The judiciary recognised that the sellers had ‘hidden the truth about Monsieur C, the locataire.’ But, they added, Monsieur C had (has!) an assured tenancy, a protected tenancy, and he can’t be forced to leave the property. But, where does that leave us? That question is not for the judiciary to answer.

The judiciary recognised the fraud committed by the sellers where the selling on of the hairdresser’s Lease was concerned. But, the sellers are elderly. Yes, we’re elderly too. The judiciary recognised the fact that the notaire had not divulged to us the selling on of the hairdresser’s Lease. But, they added, the notaire was “young and inexperienced”, and the justices had correctly ‘smacked the notaire’s wrist’ during the first Tribunal.

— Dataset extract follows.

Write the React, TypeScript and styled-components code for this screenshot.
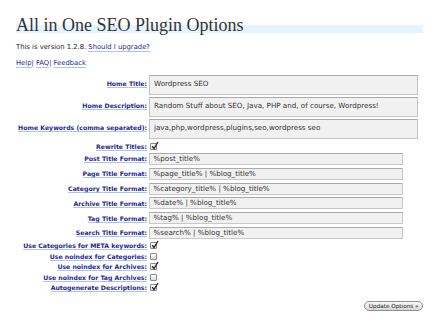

The Appeal Tribunal President concluded by saying the Court recognised the fraud (again!), but the judiciary did not have a law in place by which to find in our favour. Vice caché laws have been in place since the late 1990’s, 1997 or 1998, depending on which avocat one speaks with! The Tribunal President went on to add that we could take the Case to the Cour de Cassation in Paris, to Appeal. The Cour de Cassation is the French Supreme Court. Presentation of an Appeal to the Cour de Cassation requires the services of a ‘specialist’ barrister who acts accordingly with instructions given directly by the main avocat, ie in our case, Alexandra. There are approximately a dozen specialist Cour de Cassation barristers who are reputed to be the best in France; apparently, they really know their onions where the laws of France are concerned! A Cour de Cassation barrister will, apparently, only take a Case that has the highest possible chance of succeeding!

Cost? Too much! By that time, we were running on fumes! I was honest with Alexandra, and she responded, ‘You must apply for Legal Aid. You can obtain it within six weeks, your Case can be heard at the Cour de Cassation within 6 to 8 months. We will start the processes at the beginning of January (2010). The Appeal Judge did not consider your human rights.’

That conversation took place two or three days before Christmas Day 2009. It took us until November 2010 to get the Legal Aid. We are still waiting for a hearing date to be set by the Cour de Cassation in Paris. The only way we managed to obtain French Legal Aid was through intervention by the European Court of Human Rights, Strasbourg. But, that’s another story!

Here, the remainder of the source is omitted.